THE WATER DIVINER takes an antiwar position toward war in general and World War I in particular. World War I was indeed a brutal war that led to unnecessary death and destruction. Also, Gallipoli turned out to be a victory for the Turks and a defeat for the British, Irish, New Zealanders, and Australians, though Australia and New Zealand regularly commemorate their troops who suffered there. That said, Crowe uses his movie as a chance to tell a story about Gallipoli that attacks all ideas of patriotism, except, strangely, when it comes to the Turkish soldiers and their patriotism. In fact, at one point, Crowe’s character bitterly chastises himself for letting his boys go off to war, and, at another point, a Turkish soldier tells him that maybe Australians should think twice when they go off to a war in a far away land about which they know nothing. Of course, the same could be said about the Turks and their Islamic Ottoman Empire: that they shouldn’t have sided with Germany and against the British in the first place during World War I.

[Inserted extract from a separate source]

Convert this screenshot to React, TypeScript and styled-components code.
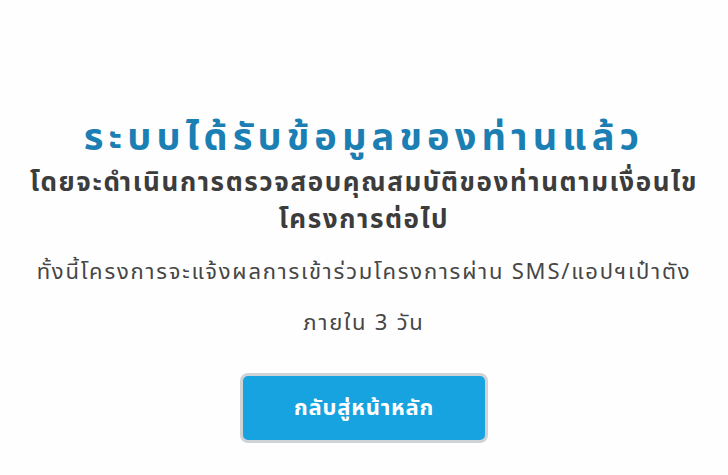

Ultimately, THE WATER DIVINER isn’t abhorrent for any foul language, extreme violence or explicit lewd content. In fact, it’s a pretty tame movie when it comes to those content categories. Instead, it’s the movie’s ill-considered Romantic, Pro-Muslim, Pro-Turkish, Anti-Christian, occult, and anti-patriotic content that turns what could have been a great story into a forgettable, unsatisfying one. Russell Crowe’s character is clearly mad at God for the death of his sons (for example, the movie says he stopped going to church with his wife the year that his boys turned up missing in action), but the movie never resolves his anger, one way or another. Also, the movie conveniently never mentions the Armenian genocide against Christians waged by Turkish Muslims and their Ottoman government, which started the very day, April 24, 1915, before the amphibious invasion of Gallipoli began by British-led troops (April 25, 1915). Patriotic Australians and Armenian Christians should deplore this movie, which is fatally and morally, spiritually and artistically flawed. Muslims in Turkey probably will love it, however.